Essendo Noi persuasi che la conservazione delle Boscaglie interessa principalmente i Possessori, e che le leggi proibitive del taglio di diverse specie di piante, pubblicate in varj tempi dai Magistrati, e Tribunali con approvazione dei nostri Reali Predecessori, ledono i diritti della proprietà, ed espongono i Possessori a frequenti vessazioni, e processi, non per altro motivo, che per quello d’aver omesso di chiedere una licenza, te non gli sarebbe stata negata;
E volendo porvi l’opportuno riparo, ci siamo determinati a restituire ai Possessori, conforme col presente Editto restituiamo la facoltà tolta loro dalle Leggi suddette, di tagliare, senz’obbligo di chiedere alcuna licenza, Quercie, Farnie, Istie, Castagni, Olmi, Pini, e generalmente qualunque altra sorte di piante, e di boschi di loro pertinenza in qualunque parte del Gran Ducato, a riserva che nei luoghi infrascritti:
Negli Appennini dentro al miglio dalla cima dei medesimi dall’una, e dall’altra parte, non compresa però la montagna
di Pistoia, per la quale abbiamo dato disposizioni particolari colla Legge del dì 14 agosto 1775.

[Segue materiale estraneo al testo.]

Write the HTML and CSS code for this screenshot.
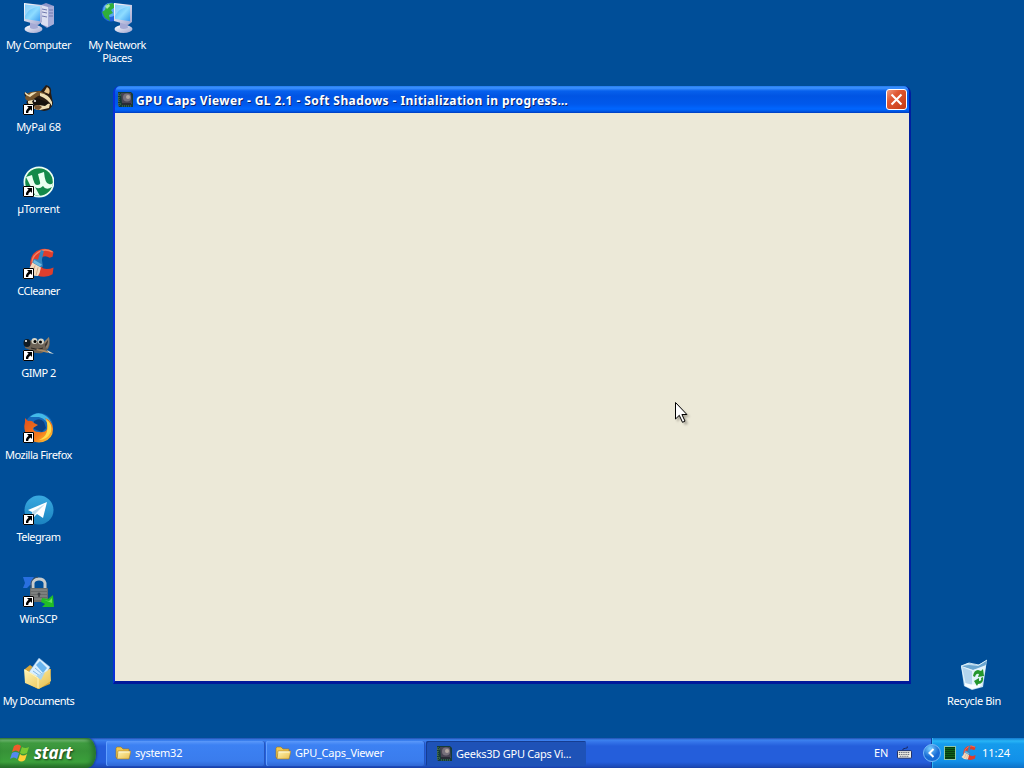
FILE: index.html
```html
<!DOCTYPE html>
<html lang="en">
<head>
<meta charset="utf-8">
<title>Desktop</title>
<link rel="stylesheet" href="styles.css">
</head>
<body>
<svg width="0" height="0" class="defs">
  <defs>
    <linearGradient id="screen" x1="0" y1="0" x2="1" y2="1"><stop offset="0" stop-color="#4eaef5"/><stop offset=".55" stop-color="#8edcff"/><stop offset="1" stop-color="#3d9cf0"/></linearGradient>
    <linearGradient id="silver" x1="0" y1="0" x2="1" y2="1"><stop offset="0" stop-color="#fff"/><stop offset="1" stop-color="#9da3cf"/></linearGradient>
    <linearGradient id="folder" x1="0" y1="0" x2="1" y2="1"><stop offset="0" stop-color="#fff6b8"/><stop offset="1" stop-color="#e8bd49"/></linearGradient>
    <linearGradient id="tg" x1="0" y1="0" x2="0" y2="1"><stop offset="0" stop-color="#39a9e0"/><stop offset="1" stop-color="#1b83c0"/></linearGradient>
    <linearGradient id="fox" x1="0" y1="0" x2="1" y2="1"><stop offset="0" stop-color="#e0501c"/><stop offset=".6" stop-color="#f47a1c"/><stop offset="1" stop-color="#ffd83c"/></linearGradient>
    <symbol id="arrow" viewBox="0 0 11 11"><path fill="#fff" d="M0 0h11v11H0z"/><path fill="none" stroke="#000" d="M.5 .5h10v10H.5z"/><path d="M4 2h5v5L7.6 5.6Q5 7 5.2 9H3Q2.500 6 5.600 3.700z"/></symbol>
    <symbol id="monitor" viewBox="0 0 32 32">
      <ellipse cx="11.500" cy="27" rx="9" ry="4" fill="url(#silver)"/><path d="M8 20h7l1 6q-5 2-8 0z" fill="#a5aad5"/>
      <path d="M2 1l18 2v17l-4 3L2 19z" fill="url(#silver)"/><path d="M3 2.500l15 1.800v15L3 17z" fill="url(#screen)"/><path d="M3 2.500l15 1.800Q7 6 3 14z" fill="#b7e5ff" opacity=".55"/>
    </symbol>
    <symbol id="cc" viewBox="0 0 32 32">
      <path d="M31 4Q24-1 16 2 8 5 7 14q-1 10 7 14 8 4 16-1l1-7q-6 3-11 1-5-4-3-9 4-6 10-2l3-1z" fill="#df3e2c"/>
      <path d="M30 4q-8-4-14 0-7 4-7 11" fill="none" stroke="#f68263" stroke-width="1.500"/>
      <path d="M18 2l3 1-2 9 1 7-4 1-7-5 2-4 4 1z" fill="#3485bd"/><path d="M11 12l8 5-2 2-7-4z" fill="#6fb9df"/>
      <path d="M9 15l9 5q-1 6-3 9-8 0-12-5 4-3 6-9z" fill="#f3dbc0"/><path d="M12 18l-3 8m6-6l-2 8" stroke="#cda783"/>
    </symbol>
    <symbol id="dir" viewBox="0 0 16 16"><path d="M1 3l1-1h4l2 2h6v3H4l-2 6H1z" fill="#f1c850" stroke="#9c7419" stroke-width=".6"/><path d="M3 6h13l-2 8H2z" fill="url(#folder)" stroke="#a47a20" stroke-width=".6"/><path d="M3.500 7h11" stroke="#fffbdc"/></symbol>
    <symbol id="gpu" viewBox="0 0 16 16"><path d="M1 0h13l2 2v13H2L1 13z" fill="#163b35"/><path d="M2 1v13m-1-2h3M1 3h3m-3 3h2m-2 3h2m2 5h10" stroke="#56805c" stroke-dasharray="1 1"/><path d="M4 1h10l1 11H5z" fill="#484453"/><circle cx="10" cy="5.500" r="4" fill="#77717c"/><circle cx="11" cy="5" r="2" fill="#b3a7a2"/><path d="M5 11h9v2H5z" fill="#292b35"/></symbol>
  </defs>
</svg>

<main class="desktop">
  <section class="shortcuts">
    <div class="column">
      <div class="item"><svg class="icon" viewBox="0 0 32 32"><path d="M19 3l5-2 8 3v18l-7 4-6-4z" fill="#8f96c9"/><path d="M19 3l7 2v20l-7-3z" fill="#dcdff1"/><path d="M26 5l6-1v18l-6 3z" fill="#a6add8"/><path d="M20 7l5 1m-5 2l5 1m-5 3l5 1m2-7h4m-4 3h4m-4 3h4" stroke="#7078ae"/><use href="#monitor"/></svg><span>My Computer</span></div>
      <div class="item"><svg class="icon" viewBox="0 0 32 32"><path d="M5 14q-4-3-2-6l4 2q4-3 12-3l5-6q6 1 5 8l2 10q-1 7-9 8l-9-2q-7-3-9-7l3-2z" fill="#281c13"/><path d="M3 14q1-5 6-6l9-1 6 3-8 2-6 4q-5 3-7-2z" fill="#75552d"/><path d="M25 3q4 2 2 7l-5-2z" fill="#e8c58c"/><path d="M4 11q-2-2-1-3l4 3q2-3 8-3l-7 5zm14-2q9 1 12 9v4q-4-7-12-10zM6 17l8-2 6 3 8 2-1 4-9 2q-8 0-12-7z" fill="#efdfb5"/><path d="M10 17l5-3 7 3 5 2-4 3-6-1-5 1z" fill="#17130f"/><path d="M12 22l5-1 3 2-3 3-4-1z" fill="#795633"/><circle cx="13" cy="17" r="1" fill="#fff"/><use href="#arrow" x="1" y="20" width="11" height="11"/></svg><span class="loose">MyPal 68</span></div>
      <div class="item"><svg class="icon" viewBox="0 0 32 32"><circle cx="17" cy="16" r="15.500" fill="#ecfff4"/><circle cx="17" cy="16" r="13.800" fill="#13894a"/><path d="M4 11l6-2q2 10 5 10 4 0 3-3L16 8l6-2q1 12 5 12 2 1 4-1l-1 4q-6 4-9-1-4 4-8 1l5 9-5-1z" fill="#eafff0"/><use href="#arrow" x="1" y="20" width="11" height="11"/></svg><span class="loose">µTorrent</span></div>
      <div class="item"><svg class="icon" viewBox="0 0 32 32"><use href="#cc" x="1" width="32" height="31"/><use href="#arrow" x="1" y="20" width="11" height="11"/></svg><span>CCleaner</span></div>
      <div class="item"><svg class="icon" viewBox="0 0 32 32"><path d="M3 12l7-2 12 2 5-5q2 7-1 12l-6 4q-8 1-12-3l-5-2z" fill="#6c6256"/><path d="M22 12l5-5q1 7-2 12z" fill="#8b8172"/><path d="M23 14l3-4q0 5-3 7z" fill="#3d342f"/><circle cx="12.500" cy="11" r="3" fill="#d5d4c7"/><circle cx="19" cy="11.500" r="3" fill="#d5d4c7"/><circle cx="13" cy="11.500" r="1.500"/><circle cx="18.500" cy="12" r="1.500"/><ellipse cx="5" cy="13" rx="3.500" ry="4" fill="#111b22"/><circle cx="4" cy="11" r="1" fill="#fff"/><path d="M9 18q7 3 12 0" fill="none" stroke="#282421"/><path d="M15 19l12 2-1 2-12-3z" fill="#a98b66"/><path d="M25 20l7 4-5-1z" fill="#dedfd6"/><use href="#arrow" x="1" y="20" width="11" height="11"/></svg><span>GIMP 2</span></div>
      <div class="item"><svg class="icon" viewBox="0 0 32 32"><circle cx="17" cy="15" r="14" fill="#1568ba"/><path d="M8 5q8-7 16-1 7 5 5 13-4-10-12-12z" fill="#42b9e8"/><path d="M12 9q6-4 10 1l2 6-4 4-8-3z" fill="#0b4184"/><path d="M3 6l3 3q4-1 6 2l4 2-5 3q0 4 6 4 6 1 8-3 1-7-2-11 8 3 8 11 0 10-10 13-11 2-16-6-4-7-2-14z" fill="url(#fox)"/><path d="M24 7q7 5 5 13-4 8-12 8 12-5 7-21z" fill="#ffdd4c"/><use href="#arrow" x="1" y="20" width="11" height="11"/></svg><span>Mozilla Firefox</span></div>
      <div class="item"><svg class="icon" viewBox="0 0 32 32"><circle cx="17" cy="16" r="14.500" fill="url(#tg)"/><path d="M6 16l19-8-4 16-6-4-4 4-1-6z" fill="#fff"/><path d="M10 18l13-8-9 9-3 5z" fill="#bddcec"/><use href="#arrow" x="1" y="20" width="11" height="11"/></svg><span>Telegram</span></div>
      <div class="item"><svg class="icon" viewBox="0 0 32 32"><path d="M1 1h11l-2 3 2 6-4-1-3 3H1l2-5z" fill="#286fe0"/><path d="M11 14V7q1-4 6-4t6 4v7" fill="none" stroke="#c8cbcb" stroke-width="3"/><path d="M9 14V7q1-5 7-6" fill="none" stroke="#4b5259"/><rect x="8" y="12" width="18" height="14" rx="1" fill="#696c6b"/><path d="M9 14h16M9 17h16M9 20h16M9 23h16" stroke="#929493"/><circle cx="17" cy="18" r="1.500" fill="#404448"/><path d="M17 17v4" stroke="#404448" stroke-width="1.500"/><path d="M20 22l6 1 5-4 1 12H20l3-3-4-2z" fill="#22bd27"/><path d="M22 24l5 1 3-3v5z" fill="#65e45a"/><use href="#arrow" x="1" y="20" width="11" height="11"/></svg><span class="loose">WinSCP</span></div>
      <div class="item"><svg class="icon" viewBox="0 0 32 32"><path d="M3 11l5-4 4 3 17 1-1 15-12 5-13-7z" fill="#d8a638"/><path d="M7 14L17 0l11 9-9 17z" fill="#d8efff" stroke="#78a5d4" stroke-width=".5"/><path d="M14 7l4-4 7 7-4 5z" fill="#69b4ee"/><path d="M11 13l7 5m-5-8l7 6" stroke="#82b7e3"/><path d="M2 11l14 8 12-8 1 12-12 8-14-6z" fill="url(#folder)"/><path d="M14 18l9-4-4 8z" fill="#a9d4ef"/><path d="M3 12l13 8v10" fill="none" stroke="#fff5ba"/></svg><span>My Documents</span></div>
    </div>
    <div class="column second">
      <div class="item"><svg class="icon" viewBox="0 0 32 32"><circle cx="10" cy="10" r="9.500" fill="#2263dc"/><circle cx="9" cy="8" r="7" fill="#5aa9f2"/><path d="M6 2l6-1 2 4-4 3 2 3-4 2 1 6-5-3-3-6 3-2z" fill="#2fae3b"/><path d="M4 4l4-2 1 2-3 3z" fill="#a9e9a0"/><use href="#monitor" x="11" y="0" width="32" height="32"/></svg><span>My Network<br>Places</span></div>
    </div>
    <div class="column trash">
      <div class="item"><svg class="icon" viewBox="0 0 32 32"><path d="M3 8l7-3 10 2 9-5-4 27-11 3-8-4z" fill="#bddcf0"/><path d="M3 8l8-1 9 1 9-6-2 7-12 3z" fill="#6aa6d0"/><path d="M3 8l12 4 13-5-4 21-10 3-7-4z" fill="#e2f3fc"/><path d="M4 9l10 4v17l-6-3z" fill="#b5d5ed"/><path d="M7 25q9 3 16 1l-1 3-8 2-7-3z" fill="#f8fdff"/><path d="M3 8l8-3 10 2 8-5" fill="none" stroke="#edfcff" stroke-width=".8"/><path d="M15 18q1-6 5-6l3 1 2-2 1 7-6 1 1-3q-3-1-4 3zm10 1q1 7-5 7l-1 2-3-5 5-3v3q3 0 2-3z" fill="#24962d"/></svg><span>Recycle Bin</span></div>
    </div>
  </section>

  <section class="window">
    <header class="titlebar"><svg class="small" viewBox="0 0 16 16"><use href="#gpu"/></svg><h1>GPU Caps Viewer - GL 2.1 - Soft Shadows - Initialization in progress…</h1><button class="close" aria-label="Close"><svg viewBox="0 0 21 21"><path d="M5 5l11 11m0-11l-11 11"/></svg></button></header>
    <div class="client"></div>
  </section>
  <svg class="cursor" viewBox="0 0 16 24"><path class="shade" d="M2 3v17l4-4 4 7 3-1-3-7h5z"/><path d="M.5 .5v16.500l3.800-3.700 3.200 7 2.500-1.200-3.100-6.600h5z" fill="#fff" stroke="#000"/></svg>
</main>

<footer class="taskbar">
  <button class="start"><svg viewBox="0 0 20 20"><path d="M4 3q4-3 7 0L9 9Q6 6 2 9z" fill="#f05b2b"/><path d="M12 4q3 2 7 0l-2 6q-4 2-7 0z" fill="#78c933"/><path d="M2 10q3-2 7 0l-2 6q-3-3-7 0z" fill="#5489f0"/><path d="M10 11q3 3 7 0l-2 6q-4 3-7 0z" fill="#ffcf35"/></svg><span>start</span></button>
  <nav class="tasks">
    <button class="task"><svg class="small" viewBox="0 0 16 16"><use href="#dir"/></svg><span>system32</span></button>
    <button class="task"><svg class="small" viewBox="0 0 16 16"><use href="#dir"/></svg><span>GPU_Caps_Viewer</span></button>
    <button class="task active"><svg class="small" viewBox="0 0 16 16"><use href="#gpu"/></svg><span>Geeks3D GPU Caps Vi...</span></button>
  </nav>
  <div class="language"><span>EN</span><svg viewBox="0 0 16 14"><path d="M6 4q0-2 3-2t2-2" fill="none" stroke="#17255c"/><rect x=".5" y="4.500" width="15" height="8" rx="1" fill="#f2f1e8" stroke="#17255c"/><path d="M2 6.500h12M2 8.500h12M3 10.500h10" stroke="#252b45" stroke-dasharray="1 1"/></svg></div>
  <div class="tray">
    <svg class="chevron" viewBox="0 0 18 18"><defs><radialGradient id="ball" cx=".4" cy=".25"><stop stop-color="#79ceff"/><stop offset="1" stop-color="#176bd5"/></radialGradient></defs><circle cx="9" cy="9" r="8.500" fill="url(#ball)" stroke="#75b9f5"/><path d="M10.500 5L6.500 9l4 4" fill="none" stroke="#fff" stroke-width="2"/></svg>
    <svg class="meter" viewBox="0 0 12 14"><path d="M0 0h12v14H0z" fill="#90c8a8"/><path d="M1 1h10v12H1z" fill="#073b11"/><path d="M2 2v10m2-10v10m2-10v10m2-10v10m2-10v10" stroke="#168621" stroke-dasharray="1 1"/></svg>
    <svg class="broom" viewBox="0 0 32 32"><use href="#cc"/></svg>
    <time>11:24</time>
  </div>
</footer>
</body>
</html>
```
FILE: styles.css
```css
* { box-sizing: border-box; }
body { margin: 0; width: 1024px; height: 768px; overflow: hidden; display: flex; flex-direction: column; background: #004e98; color: #fff; font: 11px/13px "Noto Sans", Tahoma, sans-serif; }
button { border: 0; padding: 0; color: inherit; font: inherit; }
svg { display: block; flex: none; }
.defs { position: absolute; }
.desktop { position: relative; height: 738px; }
.shortcuts { display: flex; height: 100%; padding-top: 2px; }
.column { width: 77px; }
.second { width: 80px; }
.trash { width: 100px; margin-left: auto; padding-top: 656px; }
.item { height: 82px; display: flex; flex-direction: column; align-items: center; gap: 4px; text-align: center; white-space: nowrap; letter-spacing: -.5px; }
.loose { letter-spacing: -.25px; }
.icon { width: 32px; height: 32px; margin-right: 1px; }
.trash .item { letter-spacing: -.35px; }
.window { position: absolute; left: 113px; top: 86px; width: 798px; height: 598px; display: flex; flex-direction: column; border: solid #0831d9; border-color: #0831d9 #001ea0 #001a9a #0831d9; border-width: 0 2px 3px; border-radius: 7px 7px 0 0; overflow: hidden; background: #0055e5; }
.titlebar { height: 27px; display: flex; align-items: center; gap: 3px; padding: 0 2px 0 2px; background: linear-gradient(#237bee 0, #3d93ff 2px, #0760ec 5px, #0054e3 10px, #0058eb 18px, #0066ff 23px, #005bea 25px, #003bbd 27px); }
.small { width: 16px; height: 16px; }
h1 { margin: 0; padding-top: 2px; font: bold 12px/16px "Noto Sans", sans-serif; letter-spacing: .42px; white-space: nowrap; text-shadow: 1px 1px #0a246a; }
.close { width: 21px; height: 21px; margin-left: auto; border: 1px solid #fff; border-radius: 3px; background: linear-gradient(135deg, #f09b80, #df5732 35%, #c53912); }
.close svg { width: 19px; height: 19px; }
.close path { stroke: #fff; stroke-width: 2.3; }
.client { flex: 1; background: #ece9d8; }
.cursor { position: absolute; left: 675px; top: 402px; width: 16px; height: 24px; overflow: visible; }
.shade { fill: #504d45; opacity: .4; filter: blur(1px); }
.taskbar { height: 30px; display: flex; background: linear-gradient(#1f4fae 0, #3c82ef 2px, #3474e9 4px, #245edb 8px, #245edb 24px, #1b48b5 29px, #193da3); }
.start { width: 96px; display: flex; align-items: center; gap: 4px; padding-left: 10px; border-radius: 0 9px 9px 0 / 0 15px 15px 0; background: linear-gradient(#337d36, #75bb75 2px, #3f9b40 5px, #379238 13px, #3ba03b 24px, #256b27); box-shadow: inset -3px 0 5px #24702b, 1px 0 2px #173a93; }
.start svg { width: 20px; height: 20px; }
.start span { font: italic bold 17px/24px "Open Sans", sans-serif; letter-spacing: -.2px; text-shadow: 1px 1px 2px #173d19; }
.tasks { display: flex; gap: 1px; padding: 3px 0 2px 10px; }
.task { width: 159px; display: flex; align-items: center; gap: 4px; padding: 0 0 2px 9px; border-radius: 2px; background: linear-gradient(#5b99fa, #3c81f3 4px, #3a7ced 20px, #3068d5); box-shadow: inset 1px 0 #62a0ff, inset -1px 0 #2557bf; letter-spacing: -.25px; }
.active { width: 160px; padding: 0 0 0 10px; background: #1e52b7; box-shadow: inset 1px 1px #153d91; }
.language { margin-left: auto; display: flex; align-items: center; gap: 9px; width: 58px; }
.language span { padding-bottom: 1px; }
.language svg { width: 15px; height: 14px; }
.tray { width: 92px; display: flex; align-items: center; background: linear-gradient(#1478cf, #28b5f6 3px, #159bec 6px, #1290e9 23px, #0d71c7); box-shadow: -1px 0 #123e9e, inset 1px 0 #30b8f5; }
.chevron { width: 18px; height: 18px; margin-left: -9px; }
.meter { width: 12px; height: 14px; margin-left: 3px; }
.broom { width: 16px; height: 16px; margin-left: 4px; }
.tray time { margin-left: 6px; padding-bottom: 1px; }
```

Nei Circondarj delle Macchie riservate agli Edifizj della Magona del ferro situati nella Maremma Senese e Pisana, e nel Vicariato di Pietra Santa.
Nelle Macchie addette alle Moje del sale di Volterra; intendendo, che rispetto ai Circondarj, e luoghi sopraccennati non sia fatta innovazione alcuna, e si osservi quanto si dispone dalle Leggi veglianti.
Vogliamo parimente, che resti nel suo pieno vigore e osservanza la Legge dei 3 marzo 1769, riguardo ai Pini salvatici a favore dell’Uffizio dei Fossi di Pisa.
Confermiamo la proibizione d’arroncare, far cetine, o addebbiare, e seminare in tutti quei luoghi, nei quali dalle Leggi veglianti sono proibite tali operazioni, o lavori sotto le pene imposte dalle Leggi suddette, dichiarando, che da qui avanti non saranno accordate le licenze di arroncare neppure nelle Alpi di S. Gaudenzio, non ostante l’Editto dei 6
settembre 1769, che resta intieramente revocato, ed abolito.
Parimente confermiamo la proibizione dell’estrazione dalla parte di Mare, tanto del legname da Costruzione, o da Magistero, quanto del carbone e legna da ardére, e di qualunque altra sorte di lavorazione, senza aver ottenuta, anco prima di tagliare, la licenza dell’estrazione suddetta, e pagarne la tassa, o sia tratta dovuta alla cassa de’Boschi nelle solite forme.
Tale è la nostra volontà di cui comandiamo l’inviolabile osservanza, derogando a qualunque Legge, Statuto, o Consuetudine in quella parte, che fosse contraria a quanto sopra abbiamo disposto.